THE GLOBAL DISTRIBUTION OF GLASS IN MARTIAN DUNES AND IMPLICATIONS FOR THE ORIGIN OF SAND ON MARS

Erosion by sand has shaped the martian surface, and dune fields are abundant on Mars today. However, the origin of martian sand is still not well understood. Here we constrain the origin and alteration history of sands on Mars by investigating the global composition of martian dunes. In particular, we seek to better understand the distribution of glass and secondary amorphous materials, which we hypothesize may be important components of global dunes based on local spectral studies and in situ investigation by MSL.

We use a combination of orbital visible/near-infrared (VNIR) and thermal infrared (TIR) spectra, and apply techniques optimized to detect amorphous materials: (1) analysis of the position and shape of VNIR iron bands to detect glass, and (2) a new TIR spectral library with additional glass and secondary amorphous endmembers. CRISM spectra were extracted from 41 dune fields between 70N-70S and compared to OMEGA spectra from the north polar sand sea. TES spectra from 90 dune fields between 75N-75S produced high-quality fits when deconvolved using our spectral library.

We find that the north polar sand sea and 20% of small dune fields exhibit VNIR spectra consistent with glass, and up to 34% may contain a significant glass component. In TES spectral models, 15% of dune fields contain significant glass (10-50% of primary minerals) and another 15% of dune fields have alteration components that are dominated by amorphous silicates. Notably, all dune fields exhibit high abundances of alteration products (avg. 54%).

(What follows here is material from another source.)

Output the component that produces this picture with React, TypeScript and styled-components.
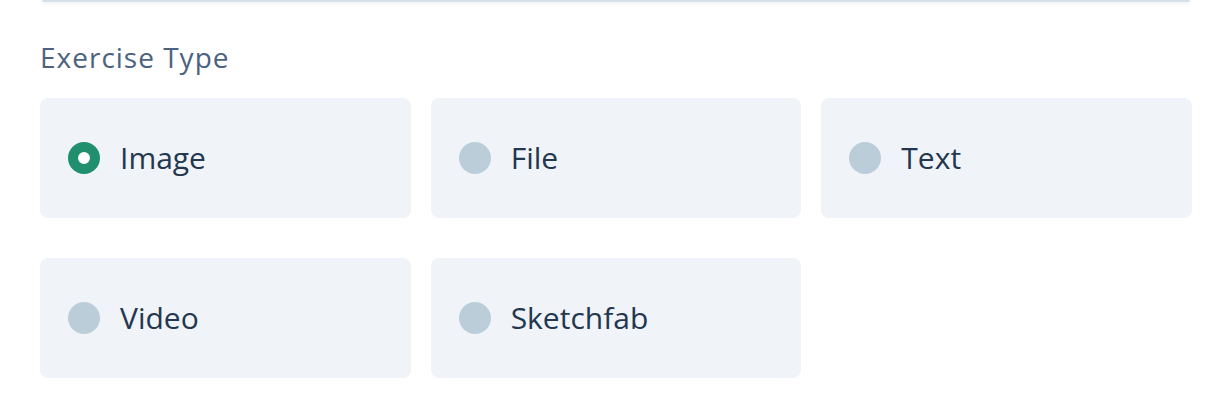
import React, { useState } from 'react';
import styled, { createGlobalStyle } from 'styled-components';

const GlobalStyle = createGlobalStyle`
  body {
    margin: 0;
    background: #ffffff;
    font-family: 'Open Sans', 'Liberation Sans', sans-serif;
  }
`;

const Page = styled.div`
  width: 1228px;
  height: 416px;
  overflow: hidden;
  box-sizing: border-box;
  padding: 0 36px 0 40px;
`;

const PrevBoxEdge = styled.div`
  height: 2px;
  margin: 0 2px;
  background: #d6dee7;
  border-radius: 0 0 2px 2px;
  box-shadow: 0 2px 3px rgba(200, 210, 222, 0.35);
`;

const Label = styled.div`
  margin-top: 37px;
  font-size: 28px;
  line-height: 36px;
  letter-spacing: 1px;
  color: #4b6380;
`;

const Grid = styled.div`
  margin-top: 23px;
  display: grid;
  grid-template-columns: repeat(3, 1fr);
  column-gap: 20px;
  row-gap: 40px;
  width: 1152px;
`;

const Option = styled.label`
  display: flex;
  align-items: center;
  gap: 20px;
  height: 120px;
  box-sizing: border-box;
  padding: 0 28px;
  background: #f0f3f8;
  border-radius: 8px;
  cursor: pointer;
`;

const Radio = styled.span<{ $checked: boolean }>`
  width: 32px;
  height: 32px;
  border-radius: 50%;
  flex-shrink: 0;
  box-sizing: border-box;
  background: ${(p) => (p.$checked ? '#ffffff' : '#bccdda')};
  border: ${(p) => (p.$checked ? '10px solid #1f8f6e' : 'none')};
`;

const OptionText = styled.span`
  font-size: 30px;
  line-height: 40px;
  color: #23374f;
`;

const types = ['Image', 'File', 'Text', 'Video', 'Sketchfab'];

export default function App() {
  const [selected, setSelected] = useState('Image');
  return (
    <>
      <GlobalStyle />
      <Page>
        <PrevBoxEdge />
        <Label>Exercise Type</Label>
        <Grid>
          {types.map((t) => (
            <Option key={t} onClick={() => setSelected(t)}>
              <Radio $checked={selected === t} />
              <OptionText>{t}</OptionText>
            </Option>
          ))}
        </Grid>
      </Page>
    </>
  );
}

Amorphous materials are found at all latitudes in both data sets, but high abundances of glass, secondary amorphous materials, and crystalline alteration products are more common at high latitudes. A lack of TES glass detections in locations with clear VNIR glass detections suggests that alteration may be in the form of a coating obscuring the substrate at TIR wavelengths. Glass and amorphous alteration products are anti-correlated in individual dune fields, consistent with previous suggestions that removal of the coating during saltation may reveal the underlying glass. Glass abundances at high latitudes could be enhanced by ice-magma interactions and by long-term buildup of impact spherules. Enhanced secondary amorphous materials at high latitudes may be related to periglacial weathering.

Our results show that glass and secondary amorphous materials are an important component of global dunes, suggesting a major role for impact, volcanic, and weathering processes in the sedimentary cycle of Mars.